OBJECTIVE »
Restate each line word for word. Leave out every picture.

* begin *

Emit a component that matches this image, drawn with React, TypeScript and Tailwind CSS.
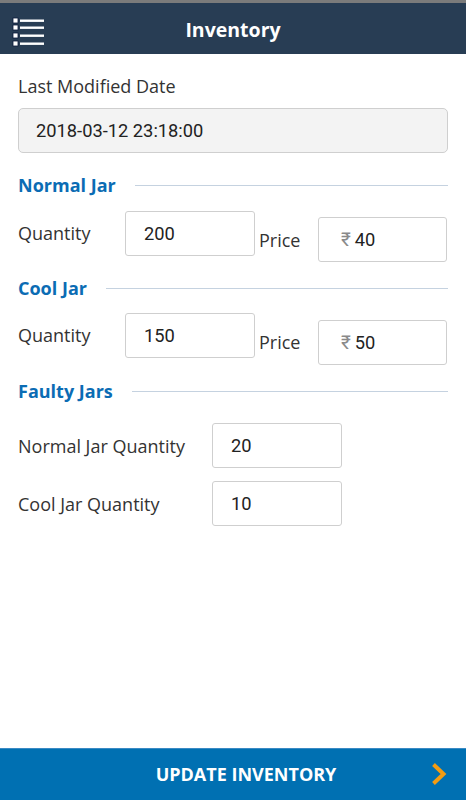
export default function App() {
  const font = { fontFamily: '"Open Sans", "Noto Sans", sans-serif' };
  return (
    <div className="flex min-h-[800px] w-full flex-col bg-white" style={font}>
      <div className="h-[3px] bg-[#7b7b7b]" />
      <header className="relative flex h-[51px] items-center justify-center bg-[#283d54]">
        <svg className="absolute left-[12px] top-[12px]" width="34" height="32" viewBox="0 0 34 32">
          {[3, 10, 18, 26].map((y) => (
            <g key={y}>
              <rect x="1" y={y} width="5" height="5" fill="#fff" stroke="#0b1b3a" strokeWidth="0.8" />
              <rect x="8" y={y + 1.5} width="24" height="2.4" fill="#fff" />
            </g>
          ))}
        </svg>
        <h1 className="mt-[2px] text-[19.5px] font-bold text-white">Inventory</h1>
      </header>

      <main className="flex flex-1 flex-col px-[18px] pt-[20px] text-[18px] leading-[24px] text-[#333]">
        <p>Last Modified Date</p>
        <div
          className="mt-[10px] flex h-[45px] items-center rounded-[5px] border border-[#cfcfcf] bg-[#f3f3f3] px-[17px] text-[18.3px] text-[#222]"
          style={{ fontFamily: 'Roboto, sans-serif' }}
        >
          2018-03-12 23:18:00
        </div>

        <SectionTitle label="Normal Jar" className="mt-[20px]" />
        <JarRow qty="200" price="40" />

        <SectionTitle label="Cool Jar" className="mt-[14px]" />
        <JarRow qty="150" price="50" offset />

        <SectionTitle label="Faulty Jars" className="mt-[14px]" />
        <div className="mt-[20px] flex items-center">
          <span className="w-[194px]">Normal Jar Quantity</span>
          <Box value="20" className="w-[130px]" />
        </div>
        <div className="mt-[13px] flex items-center">
          <span className="w-[194px]">Cool Jar Quantity</span>
          <Box value="10" className="w-[130px]" />
        </div>
      </main>

      <footer className="relative flex h-[52px] items-center justify-center border-t border-[#3a8ac4] bg-[#0070b2]">
        <span className="ml-[26px] text-[18px] font-bold text-white">UPDATE INVENTORY</span>
        <svg className="absolute right-[19px] top-[13px]" width="16" height="24" viewBox="0 0 16 24">
          <path d="M2.5 2.5 L12.5 12 L2.5 21.5" fill="none" stroke="#f39c12" strokeWidth="4" />
        </svg>
      </footer>
    </div>
  );
}

function SectionTitle({ label, className }: { label: string; className?: string }) {
  return (
    <div className={`flex items-center gap-[19px] ${className ?? ''}`}>
      <span className="text-[18px] font-bold leading-[24px] text-[#0b6cb4]">{label}</span>
      <div className="h-px flex-1 bg-[#c5d2e0]" />
    </div>
  );
}

function Box({ value, prefix, className }: { value: string; prefix?: boolean; className?: string }) {
  return (
    <div
      className={`flex h-[45px] items-center rounded-[3px] border border-[#cfcfcf] bg-white px-[18px] text-[18.3px] text-[#222] ${className ?? ''}`}
      style={{ fontFamily: 'Roboto, sans-serif' }}
    >
      {prefix && <span className="mr-[4px] text-[19px] text-[#8a8a8a]">₹</span>}
      {value}
    </div>
  );
}

function JarRow({ qty, price, offset }: { qty: string; price: string; offset?: boolean }) {
  return (
    <div className={`flex items-start ${offset ? 'mt-[13px]' : 'mt-[14px]'}`}>
      <span className="mt-[10px] w-[107px]">Quantity</span>
      <Box value={qty} className="w-[130px]" />
      <span className="ml-[4px] mt-[17px] w-[59px]">Price</span>
      <Box value={price} prefix className={`w-[129px] px-[22px] ${offset ? 'mt-[7px]' : 'mt-[6px]'}`} />
    </div>
  );
}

* end *

SOLVED EXERCISE »
Emit a component that matches this image, drawn with React, TypeScript and Tailwind CSS.
export default function App() {
  const font = { fontFamily: '"Open Sans", "Noto Sans", sans-serif' };
  return (
    <div className="flex min-h-[800px] w-full flex-col bg-white" style={font}>
      <div className="h-[3px] bg-[#7b7b7b]" />
      <header className="relative flex h-[51px] items-center justify-center bg-[#283d54]">
        <svg className="absolute left-[12px] top-[12px]" width="34" height="32" viewBox="0 0 34 32">
          {[3, 10, 18, 26].map((y) => (
            <g key={y}>
              <rect x="1" y={y} width="5" height="5" fill="#fff" stroke="#0b1b3a" strokeWidth="0.8" />
              <rect x="8" y={y + 1.5} width="24" height="2.4" fill="#fff" />
            </g>
          ))}
        </svg>
        <h1 className="mt-[2px] text-[19.5px] font-bold text-white">Inventory</h1>
      </header>

      <main className="flex flex-1 flex-col px-[18px] pt-[20px] text-[18px] leading-[24px] text-[#333]">
        <p>Last Modified Date</p>
        <div
          className="mt-[10px] flex h-[45px] items-center rounded-[5px] border border-[#cfcfcf] bg-[#f3f3f3] px-[17px] text-[18.3px] text-[#222]"
          style={{ fontFamily: 'Roboto, sans-serif' }}
        >
          2018-03-12 23:18:00
        </div>

        <SectionTitle label="Normal Jar" className="mt-[20px]" />
        <JarRow qty="200" price="40" />

        <SectionTitle label="Cool Jar" className="mt-[14px]" />
        <JarRow qty="150" price="50" offset />

        <SectionTitle label="Faulty Jars" className="mt-[14px]" />
        <div className="mt-[20px] flex items-center">
          <span className="w-[194px]">Normal Jar Quantity</span>
          <Box value="20" className="w-[130px]" />
        </div>
        <div className="mt-[13px] flex items-center">
          <span className="w-[194px]">Cool Jar Quantity</span>
          <Box value="10" className="w-[130px]" />
        </div>
      </main>

      <footer className="relative flex h-[52px] items-center justify-center border-t border-[#3a8ac4] bg-[#0070b2]">
        <span className="ml-[26px] text-[18px] font-bold text-white">UPDATE INVENTORY</span>
        <svg className="absolute right-[19px] top-[13px]" width="16" height="24" viewBox="0 0 16 24">
          <path d="M2.5 2.5 L12.5 12 L2.5 21.5" fill="none" stroke="#f39c12" strokeWidth="4" />
        </svg>
      </footer>
    </div>
  );
}

function SectionTitle({ label, className }: { label: string; className?: string }) {
  return (
    <div className={`flex items-center gap-[19px] ${className ?? ''}`}>
      <span className="text-[18px] font-bold leading-[24px] text-[#0b6cb4]">{label}</span>
      <div className="h-px flex-1 bg-[#c5d2e0]" />
    </div>
  );
}

function Box({ value, prefix, className }: { value: string; prefix?: boolean; className?: string }) {
  return (
    <div
      className={`flex h-[45px] items-center rounded-[3px] border border-[#cfcfcf] bg-white px-[18px] text-[18.3px] text-[#222] ${className ?? ''}`}
      style={{ fontFamily: 'Roboto, sans-serif' }}
    >
      {prefix && <span className="mr-[4px] text-[19px] text-[#8a8a8a]">₹</span>}
      {value}
    </div>
  );
}

function JarRow({ qty, price, offset }: { qty: string; price: string; offset?: boolean }) {
  return (
    <div className={`flex items-start ${offset ? 'mt-[13px]' : 'mt-[14px]'}`}>
      <span className="mt-[10px] w-[107px]">Quantity</span>
      <Box value={qty} className="w-[130px]" />
      <span className="ml-[4px] mt-[17px] w-[59px]">Price</span>
      <Box value={price} prefix className={`w-[129px] px-[22px] ${offset ? 'mt-[7px]' : 'mt-[6px]'}`} />
    </div>
  );
}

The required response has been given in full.